In the adjoining room we find a sculptural installation that consists of six two-meter high cabinets that are arranged in such a way that their open doors can form an enclosed space with various, adjustable compartments. In these cabinets we find different alphabets, including a colour alphabet consisting of 26 hanging shirts.

 

 

All the objects that we find here, it seems, are interesting news facts that begged to be placed in a meaningful context. Once they drew Rombouts' attention and were adopted, cherished and arranged by him. Sculpting is arranging: the creation of a visual and tactile rhythm that is characteristic of the artist. Objects, materials and techniques are used improperly, they are cherished and respected, but also misused, detached, turned upside down, cut into two and otherwise glued together. This is how the artist opens up reality.

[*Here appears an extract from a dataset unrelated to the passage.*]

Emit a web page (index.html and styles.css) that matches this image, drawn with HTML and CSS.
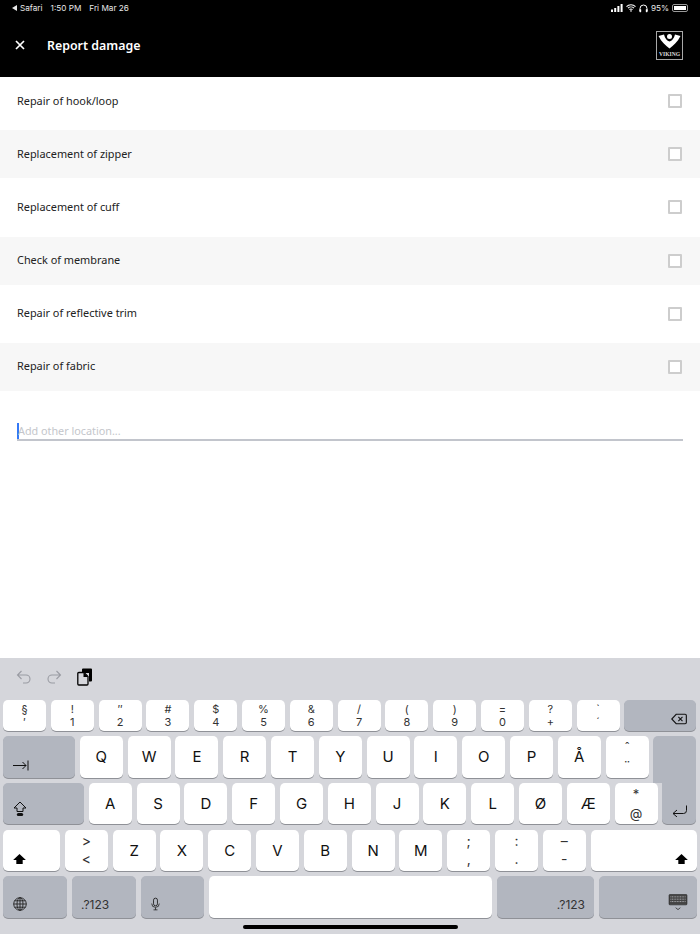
FILE: index.html
```html
<!DOCTYPE html>
<html lang="en">
<head>
    <meta charset="UTF-8">
    <meta name="viewport" content="width=device-width, initial-scale=1">
    <title>Report damage</title>
    <link rel="stylesheet" href="styles.css">
</head>
<body>
    <header class="app-header">
        <div class="status-bar">
            <div class="status-left">
                <span class="back-arrow"></span><span>Safari</span><span class="status-time">1:50 PM</span><span class="status-date">Fri Mar 26</span>
            </div>
            <div class="status-right">
                <svg class="ic-signal" width="12" height="8" viewBox="0 0 12 8"><path d="M0 5.500h2V8H0zM3.200 4h2v4h-2zM6.400 2h2v6h-2zM9.600 0h2v8h-2z" fill="#fff"/></svg>
                <svg width="10" height="8" viewBox="0 0 10 8"><path d="M.5 2.600a6.400 6.400 0 0 1 9 0M2 4.200a4.300 4.300 0 0 1 6 0M3.500 5.700a2.200 2.200 0 0 1 3 0" fill="none" stroke="#fff" stroke-width="1.100"/><path d="M5 8 3.900 6.800a1.600 1.600 0 0 1 2.200 0z" fill="#fff"/></svg>
                <svg width="9" height="9" viewBox="0 0 9 9"><path d="M1 7V4.500a3.500 3.500 0 0 1 7 0V7" fill="none" stroke="#fff" stroke-width="1"/><rect x=".4" y="5.200" width="1.800" height="3" rx=".6" fill="#fff"/><rect x="6.800" y="5.200" width="1.800" height="3" rx=".6" fill="#fff"/></svg>
                <span class="status-pct">95%</span>
                <span class="battery"><span class="battery-fill"></span></span>
            </div>
        </div>
        <div class="nav-bar">
            <svg class="close-icon" width="10" height="10" viewBox="0 0 10 10"><path d="M1 1l8 8M9 1l-8 8" stroke="#fff" stroke-width="1.700" fill="none"/></svg>
            <h1 class="nav-title">Report damage</h1>
            <svg class="logo" width="27" height="29" viewBox="0 0 27 29">
                <rect x=".5" y=".5" width="26" height="28" fill="#000" stroke="#a8a8a8"/>
                <path d="M2.500 5 8 3.500C9 7.500 11 10 13.500 10.500 16 10 18 7.500 19 3.500L24.500 5C21.500 11 17 15 13.500 17.500 10 15 5.500 11 2.500 5z" fill="#fff"/>
                <circle cx="13.500" cy="5.500" r="2.500" fill="#fff"/>
                <text x="13.500" y="24.500" class="logo-text" text-anchor="middle">VIKING</text>
            </svg>
        </div>
    </header>

    <main class="content">
        <div class="check-row"><span>Repair of hook/loop</span><span class="checkbox"></span></div>
        <div class="check-row alt"><span>Replacement of zipper</span><span class="checkbox"></span></div>
        <div class="check-row"><span>Replacement of cuff</span><span class="checkbox"></span></div>
        <div class="check-row alt"><span>Check of membrane</span><span class="checkbox"></span></div>
        <div class="check-row"><span>Repair of reflective trim</span><span class="checkbox"></span></div>
        <div class="check-row alt"><span>Repair of fabric</span><span class="checkbox"></span></div>
        <div class="other-field"><span class="caret"></span><span class="placeholder">Add other location...</span></div>
    </main>

    <section class="keyboard">
        <div class="kb-tools">
            <svg width="16" height="14" viewBox="0 0 16 14"><path d="M5.500 1 1.500 5l4 4M1.500 5H10a4 4 0 0 1 0 8H7" fill="none" stroke="#9a9ca3" stroke-width="1.100"/></svg>
            <svg width="16" height="14" viewBox="0 0 16 14"><path d="M10.500 1l4 4-4 4M14.500 5H6a4 4 0 0 0 0 8h3" fill="none" stroke="#9a9ca3" stroke-width="1.100"/></svg>
            <svg class="paste-icon" width="16" height="18" viewBox="0 0 16 18"><path d="M5 1.500A1 1 0 0 1 6 .5h8a1 1 0 0 1 1 1v11a1 1 0 0 1-1 1H12V5H5z" fill="#000"/><path d="M1.800 4.500H7l4 4v7.500a1 1 0 0 1-1 1H1.800a1 1 0 0 1-1-1v-10.500a1 1 0 0 1 1-1z" fill="#d5d6db" stroke="#000" stroke-width="1.300"/><path d="M6.500 4.500v4.500H11z" fill="#000"/></svg>
        </div>
        <div class="kb-row row-num">
            <div class="key dbl"><span>§</span><span>′</span></div>
            <div class="key dbl"><span>!</span><span>1</span></div>
            <div class="key dbl"><span>″</span><span>2</span></div>
            <div class="key dbl"><span>#</span><span>3</span></div>
            <div class="key dbl"><span>$</span><span>4</span></div>
            <div class="key dbl"><span>%</span><span>5</span></div>
            <div class="key dbl"><span>&amp;</span><span>6</span></div>
            <div class="key dbl"><span>/</span><span>7</span></div>
            <div class="key dbl"><span>(</span><span>8</span></div>
            <div class="key dbl"><span>)</span><span>9</span></div>
            <div class="key dbl"><span>=</span><span>0</span></div>
            <div class="key dbl"><span>?</span><span>+</span></div>
            <div class="key dbl"><span>`</span><span>´</span></div>
            <div class="key dark w-back end icon-mid">
                <svg width="16" height="12" viewBox="0 0 17 12"><path d="M5.500 1H15a1.300 1.300 0 0 1 1.300 1.300v7.400A1.300 1.300 0 0 1 15 11H5.500L.8 6z" fill="none" stroke="#111" stroke-width="1.200"/><path d="M7.800 3.800l4.400 4.400M12.200 3.800 7.800 8.200" stroke="#111" stroke-width="1.200"/></svg>
            </div>
        </div>
        <div class="kb-row">
            <div class="key dark w-tab start">
                <svg width="16" height="11" viewBox="0 0 16 11"><path d="M0 5.500h13M9.500 2l3.500 3.500L9.500 9M15 .5v10" fill="none" stroke="#111" stroke-width="1"/></svg>
            </div>
            <div class="key">Q</div><div class="key">W</div><div class="key">E</div><div class="key">R</div>
            <div class="key">T</div><div class="key">Y</div><div class="key">U</div><div class="key">I</div>
            <div class="key">O</div><div class="key">P</div><div class="key">Å</div>
            <div class="key dbl tall"><span>ˆ</span><span>¨</span></div>
            <div class="key dark return-top"></div>
        </div>
        <div class="kb-row">
            <div class="key dark w-caps start">
                <svg width="14" height="16" viewBox="0 0 14 16"><path d="M7 1 1 7h3v3.500h6V7h3z" fill="none" stroke="#111" stroke-width="1"/><rect x="3.800" y="12" width="6.400" height="3" rx="1.500" fill="#111"/></svg>
            </div>
            <div class="key">A</div><div class="key">S</div><div class="key">D</div><div class="key">F</div>
            <div class="key">G</div><div class="key">H</div><div class="key">J</div><div class="key">K</div>
            <div class="key">L</div><div class="key">Ø</div><div class="key">Æ</div>
            <div class="key dbl tall"><span>*</span><span>@</span></div>
            <div class="key dark return-bottom end">
                <svg width="15" height="12" viewBox="0 0 15 12"><path d="M14.500 .5v5a3 3 0 0 1-3 3H1M5 5 1 8.500 5 12" fill="none" stroke="#111" stroke-width="1"/></svg>
            </div>
        </div>
        <div class="kb-row">
            <div class="key w-shift start">
                <svg width="13" height="10" viewBox="0 0 14 11"><path d="M7 0 0 6.500h3.500V11h7V6.500H14z" fill="#000"/></svg>
            </div>
            <div class="key dbl wide-dbl"><span>&gt;</span><span>&lt;</span></div>
            <div class="key">Z</div><div class="key">X</div><div class="key">C</div><div class="key">V</div>
            <div class="key">B</div><div class="key">N</div><div class="key">M</div>
            <div class="key dbl wide-dbl"><span>;</span><span>,</span></div>
            <div class="key dbl wide-dbl"><span>:</span><span>.</span></div>
            <div class="key dbl wide-dbl"><span>–</span><span>-</span></div>
            <div class="key w-shift-r end">
                <svg width="13" height="10" viewBox="0 0 14 11"><path d="M7 0 0 6.500h3.500V11h7V6.500H14z" fill="#000"/></svg>
            </div>
        </div>
        <div class="kb-row row-bottom">
            <div class="key dark w-globe start">
                <svg width="14" height="14" viewBox="0 0 14 14"><g fill="none" stroke="#222" stroke-width=".9"><circle cx="7" cy="7" r="6.300"/><ellipse cx="7" cy="7" rx="3" ry="6.300"/><path d="M7 .7v12.600M.7 7h12.600M1.500 3.800h11M1.500 10.200h11"/></g></svg>
            </div>
            <div class="key dark w-123 start label">.?123</div>
            <div class="key dark w-mic start">
                <svg width="9" height="14" viewBox="0 0 10 14"><rect x="2.800" y=".5" width="4.400" height="8.500" rx="2.200" fill="none" stroke="#222" stroke-width="1"/><path d="M.8 6.500a4.200 4.200 0 0 0 8.400 0M5 11v2.500M2.800 13.500h4.400" fill="none" stroke="#222" stroke-width=".9"/></svg>
            </div>
            <div class="key w-space"></div>
            <div class="key dark w-123r end label">.?123</div>
            <div class="key dark w-hide end">
                <svg width="20" height="17" viewBox="0 0 20 18"><rect x=".5" y=".5" width="19" height="11" rx="1" fill="#444" stroke="#222" stroke-width=".6"/><path d="M2 3h16M2 5.500h16M2 8h16" stroke="#c8cad0" stroke-width=".8" stroke-dasharray="1 .7"/><path d="M7.500 14.500 10 16.500l2.500-2" fill="none" stroke="#222" stroke-width=".8"/></svg>
            </div>
        </div>
        <div class="home-bar"></div>
    </section>
</body>
</html>
```

FILE: styles.css
```css
* {
    box-sizing: border-box;
}
body {
    margin: 0;
    height: 934px;
    overflow: hidden;
    font-family: 'Noto Sans', 'Open Sans', sans-serif;
    background: #fff;
    color: #222;
    display: flex;
    flex-direction: column;
}

/* header */
.app-header {
    background: #000;
    color: #fff;
    height: 77px;
    flex: none;
}
.status-bar {
    height: 16px;
    padding: 0 12px;
    display: flex;
    align-items: center;
    justify-content: space-between;
    font-family: Inter, 'Liberation Sans', sans-serif;
    font-size: 8.2px;
    color: #e8e8e8;
}
.status-left {
    display: flex;
    align-items: center;
    gap: 3px;
}
.back-arrow {
    width: 0;
    height: 0;
    border: 3px solid transparent;
    border-left: 0;
    border-right: 5px solid #e8e8e8;
}
.status-time,
.status-date {
    margin-left: 5px;
}
.status-right {
    display: flex;
    align-items: center;
    gap: 3px;
}
.battery {
    width: 16px;
    height: 8px;
    border: 1px solid #999;
    border-radius: 2px;
    padding: 1px;
    display: flex;
}
.battery-fill {
    flex: 1;
    background: #fff;
}
.nav-bar {
    height: 61px;
    padding: 0 17px 3px 15px;
    display: flex;
    align-items: center;
}
.close-icon {
    margin-right: 22px;
}
.nav-title {
    flex: 1;
    margin: 0;
    font-size: 12.4px;
    font-weight: 600;
}
.logo-text {
    font-family: 'Liberation Serif', serif;
    font-size: 5.6px;
    font-weight: bold;
    fill: #ddd;
}

/* list */
.content {
    flex: 1;
    display: flex;
    flex-direction: column;
    gap: 5.2px;
}
.check-row {
    height: 48px;
    padding: 0 18px 2px 17px;
    display: flex;
    align-items: center;
    justify-content: space-between;
    font-size: 10.9px;
    color: #222;
}
.check-row.alt {
    background: #f7f7f7;
}
.checkbox {
    width: 14px;
    height: 14px;
    margin-top: 2px;
    border: 2px solid #cdcdcd;
    border-radius: 1px;
    background: #fff;
}
.other-field {
    margin: 22px 17px 0;
    height: 23px;
    padding-bottom: 1px;
    border-bottom: 2px solid #c2c5cc;
    display: flex;
    align-items: flex-end;
    font-size: 10.8px;
    color: #c4c6cb;
}
.caret {
    width: 2px;
    height: 16px;
    margin-bottom: -1px;
    background: #3478f6;
    margin-right: -1px;
}

/* keyboard */
.keyboard {
    flex: none;
    height: 276px;
    background: #d5d6db;
    display: flex;
    flex-direction: column;
    font-family: Inter, 'Liberation Sans', sans-serif;
    color: #111;
}
.kb-tools {
    height: 42px;
    padding: 0 0 4px 16px;
    display: flex;
    align-items: center;
    gap: 14px;
}
.paste-icon {
    margin-left: 1px;
}
.kb-row {
    height: 41.5px;
    margin-bottom: 5.2px;
    padding: 0 3px;
    display: flex;
    gap: 4.8px;
}
.row-num {
    height: 31px;
}
.row-bottom {
    gap: 5px;
}
.key {
    width: 43px;
    flex: none;
    background: #fff;
    border-radius: 5px;
    box-shadow: 0 1px 0 #8f9197;
    display: flex;
    align-items: center;
    justify-content: center;
    font-size: 15px;
}
.key.dark {
    background: #b2b6bf;
}
.key.dbl {
    flex-direction: column;
    justify-content: center;
    font-size: 11px;
    line-height: 13px;
    color: #333;
}
.key.tall {
    font-size: 13px;
    line-height: 19px;
}
.key.wide-dbl {
    font-size: 14px;
    line-height: 18px;
}
.key.start {
    justify-content: flex-start;
    align-items: flex-end;
    padding: 0 0 7px 10px;
}
.key.end {
    justify-content: flex-end;
    align-items: flex-end;
    padding: 0 9px 7px 0;
}
.key.icon-mid {
    padding-bottom: 6px;
}
.w-back { width: 72px; }
.w-tab { width: 72px; }
.w-caps { width: 81px; }
.w-shift { width: 57px; }
.w-shift-r { width: 106px; }
.w-globe { width: 64px; }
.w-123 { width: 63.5px; }
.w-mic { width: 63.5px; }
.w-space { width: 283px; }
.w-123r { width: 97px; }
.w-hide { width: 98px; }
.key.label {
    font-size: 12px;
    color: #333;
    padding-left: 9px;
    padding-right: 9px;
    padding-bottom: 6px;
}
.return-top {
    z-index: 1;
    height: 46.7px;
    border-radius: 5px 5px 0 0;
    box-shadow: none;
}
.return-bottom {
    width: 34px;
    border-radius: 0 0 5px 5px;
}
.home-bar {
    width: 215px;
    height: 4px;
    margin: 2px auto 0;
    background: #000;
    border-radius: 2px;
}
```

He or she looks for the seams, there is pulling, there is stitching, grids are put together: collections of holes and bumps, fullness and emptiness, absence and presence.

 

While we sit and talk on the first spring night, on a terrace whose one half is tiled with square tiles and the other half with the fragments that broke off when the tiles were cut (and which were collected by Rombouts), the artist cuts with an age-old cleaver the edges off of hollowed out, burning candles to place them around the big wick of an exhausted candle so as to keep the fire going. While I look at this alchemical scene, I remember that fire is the father of all things, because we ourselves are slow fires, and because all that lives is a slow fire, and because everything revolves and turns and changes, and that these endless transformations of matter are uncovered in sculpture, and that this is why its productions sometimes move us so much.